● **EXERCISE OBJECTIVE**:
Gather all lines in the data that hold the string "produces".

# START OF PROVIDED INFORMATION

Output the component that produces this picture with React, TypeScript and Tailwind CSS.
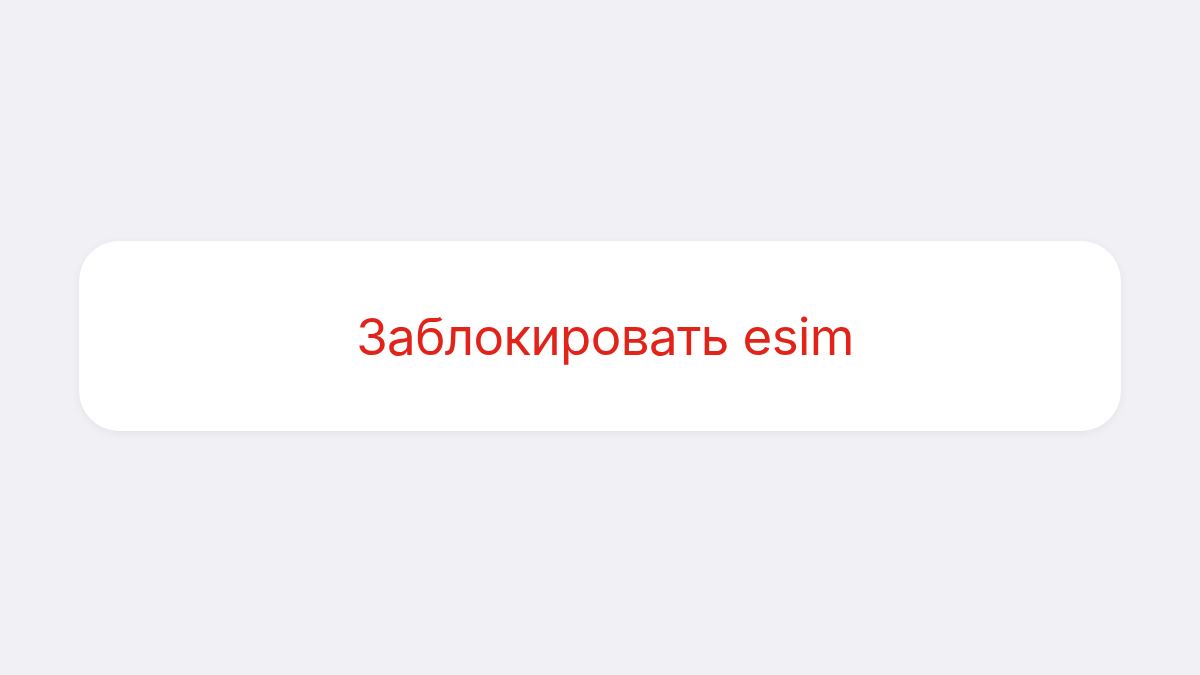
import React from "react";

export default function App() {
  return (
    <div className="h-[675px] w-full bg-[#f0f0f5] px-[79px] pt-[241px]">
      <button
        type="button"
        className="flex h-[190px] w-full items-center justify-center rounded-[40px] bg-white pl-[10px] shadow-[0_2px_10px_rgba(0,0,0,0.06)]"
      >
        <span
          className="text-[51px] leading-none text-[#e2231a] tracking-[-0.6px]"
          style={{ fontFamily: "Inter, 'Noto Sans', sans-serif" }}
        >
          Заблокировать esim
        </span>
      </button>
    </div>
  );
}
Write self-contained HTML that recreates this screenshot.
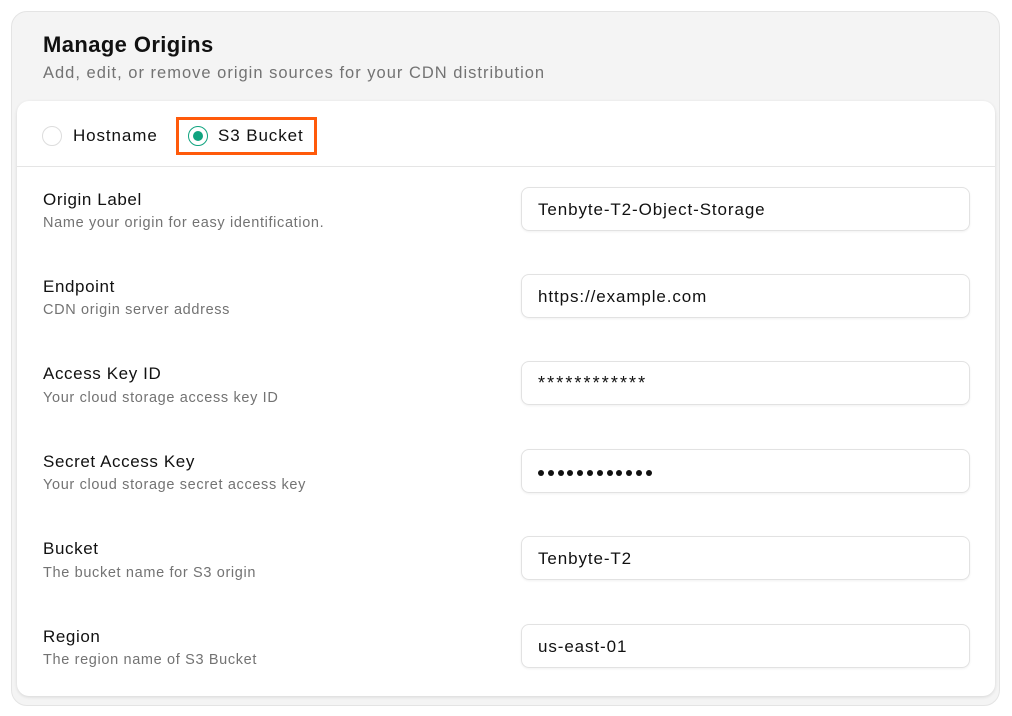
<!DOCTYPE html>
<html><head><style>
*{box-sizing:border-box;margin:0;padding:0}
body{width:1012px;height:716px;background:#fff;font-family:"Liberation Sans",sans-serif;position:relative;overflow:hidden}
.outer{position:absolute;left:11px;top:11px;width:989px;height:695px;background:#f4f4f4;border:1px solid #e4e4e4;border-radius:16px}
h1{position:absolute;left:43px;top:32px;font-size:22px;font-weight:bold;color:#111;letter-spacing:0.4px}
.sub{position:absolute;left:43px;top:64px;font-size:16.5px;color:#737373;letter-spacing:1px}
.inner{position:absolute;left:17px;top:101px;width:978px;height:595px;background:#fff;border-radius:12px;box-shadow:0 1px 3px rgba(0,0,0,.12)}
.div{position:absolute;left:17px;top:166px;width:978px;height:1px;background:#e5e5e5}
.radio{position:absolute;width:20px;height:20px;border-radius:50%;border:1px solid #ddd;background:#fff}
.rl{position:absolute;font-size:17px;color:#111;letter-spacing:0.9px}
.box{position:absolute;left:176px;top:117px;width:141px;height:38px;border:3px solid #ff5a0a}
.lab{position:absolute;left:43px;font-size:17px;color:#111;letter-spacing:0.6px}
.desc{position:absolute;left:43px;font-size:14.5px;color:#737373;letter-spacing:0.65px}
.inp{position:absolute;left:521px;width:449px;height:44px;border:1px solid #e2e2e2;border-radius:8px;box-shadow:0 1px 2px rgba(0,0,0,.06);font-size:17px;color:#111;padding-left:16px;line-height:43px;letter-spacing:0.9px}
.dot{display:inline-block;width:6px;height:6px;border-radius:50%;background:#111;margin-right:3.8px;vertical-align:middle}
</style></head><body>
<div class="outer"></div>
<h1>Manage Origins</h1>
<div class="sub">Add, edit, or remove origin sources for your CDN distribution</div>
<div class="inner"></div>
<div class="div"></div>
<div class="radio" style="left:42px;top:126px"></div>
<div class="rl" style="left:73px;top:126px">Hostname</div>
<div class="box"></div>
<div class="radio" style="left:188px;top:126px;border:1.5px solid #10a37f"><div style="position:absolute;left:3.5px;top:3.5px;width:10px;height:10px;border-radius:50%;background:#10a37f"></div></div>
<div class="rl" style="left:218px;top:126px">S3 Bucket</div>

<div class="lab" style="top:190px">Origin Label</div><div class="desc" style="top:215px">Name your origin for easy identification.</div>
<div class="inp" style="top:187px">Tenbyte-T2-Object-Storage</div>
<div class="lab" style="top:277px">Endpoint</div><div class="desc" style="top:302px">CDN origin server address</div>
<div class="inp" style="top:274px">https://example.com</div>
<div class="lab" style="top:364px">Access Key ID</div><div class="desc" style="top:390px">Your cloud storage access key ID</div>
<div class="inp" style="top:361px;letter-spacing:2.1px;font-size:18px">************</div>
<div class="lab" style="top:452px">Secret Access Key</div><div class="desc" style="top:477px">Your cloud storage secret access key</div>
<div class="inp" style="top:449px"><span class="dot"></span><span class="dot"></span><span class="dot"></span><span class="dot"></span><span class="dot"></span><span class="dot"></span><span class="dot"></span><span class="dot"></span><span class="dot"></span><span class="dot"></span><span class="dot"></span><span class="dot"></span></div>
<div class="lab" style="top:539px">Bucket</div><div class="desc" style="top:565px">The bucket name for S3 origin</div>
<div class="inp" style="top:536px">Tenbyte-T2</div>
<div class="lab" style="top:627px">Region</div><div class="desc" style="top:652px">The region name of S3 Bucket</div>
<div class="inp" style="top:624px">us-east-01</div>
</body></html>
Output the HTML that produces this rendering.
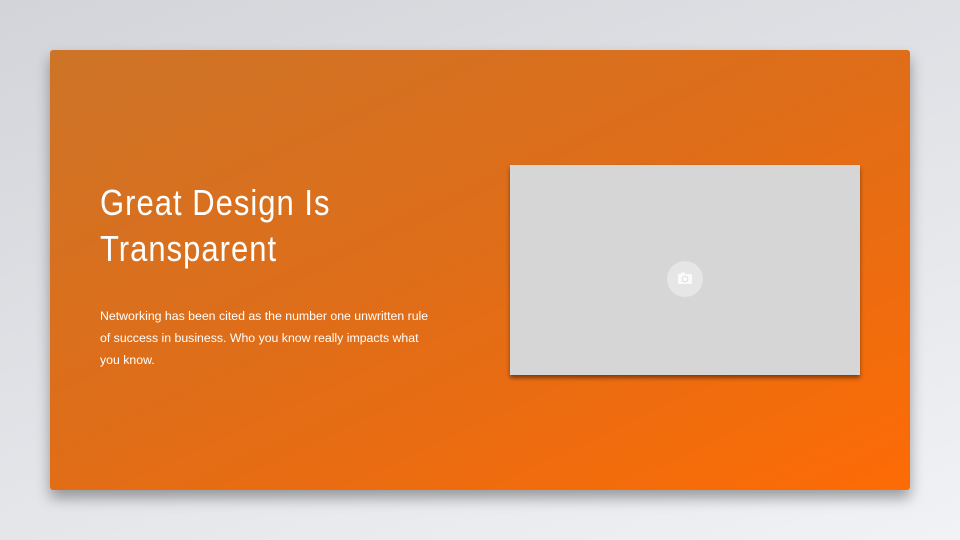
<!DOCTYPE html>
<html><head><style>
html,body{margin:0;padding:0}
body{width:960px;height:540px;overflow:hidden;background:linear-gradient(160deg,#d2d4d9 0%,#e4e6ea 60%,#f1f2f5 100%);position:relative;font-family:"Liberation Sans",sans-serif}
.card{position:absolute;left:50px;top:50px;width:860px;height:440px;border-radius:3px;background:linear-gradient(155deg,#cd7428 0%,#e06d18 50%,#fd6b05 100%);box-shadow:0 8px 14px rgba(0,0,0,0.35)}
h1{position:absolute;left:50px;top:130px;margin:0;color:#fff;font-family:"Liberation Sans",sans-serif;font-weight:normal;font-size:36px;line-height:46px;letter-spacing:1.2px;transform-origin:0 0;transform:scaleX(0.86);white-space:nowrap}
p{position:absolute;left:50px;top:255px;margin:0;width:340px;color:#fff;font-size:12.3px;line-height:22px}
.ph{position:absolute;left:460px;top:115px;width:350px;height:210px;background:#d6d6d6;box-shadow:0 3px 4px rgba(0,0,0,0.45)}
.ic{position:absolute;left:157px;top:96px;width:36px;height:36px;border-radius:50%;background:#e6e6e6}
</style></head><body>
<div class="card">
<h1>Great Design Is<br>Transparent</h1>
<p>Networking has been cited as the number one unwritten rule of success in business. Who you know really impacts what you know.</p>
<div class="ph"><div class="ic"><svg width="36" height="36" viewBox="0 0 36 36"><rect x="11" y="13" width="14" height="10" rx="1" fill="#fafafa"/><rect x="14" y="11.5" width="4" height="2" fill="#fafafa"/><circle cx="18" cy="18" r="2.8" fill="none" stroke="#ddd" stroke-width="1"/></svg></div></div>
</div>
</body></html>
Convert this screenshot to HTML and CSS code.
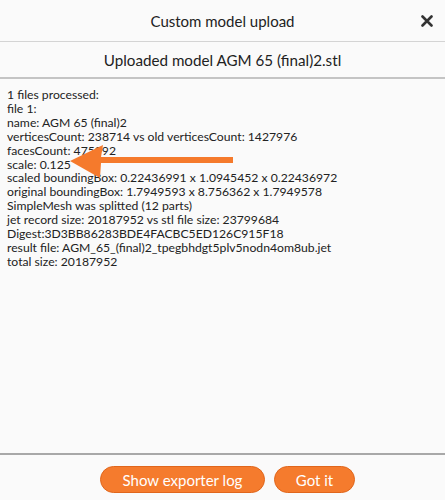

# END OF PROVIDED INFORMATION

● **RESULT**:
Output the component that produces this picture with React, TypeScript and Tailwind CSS.
Output the HTML that produces this rendering.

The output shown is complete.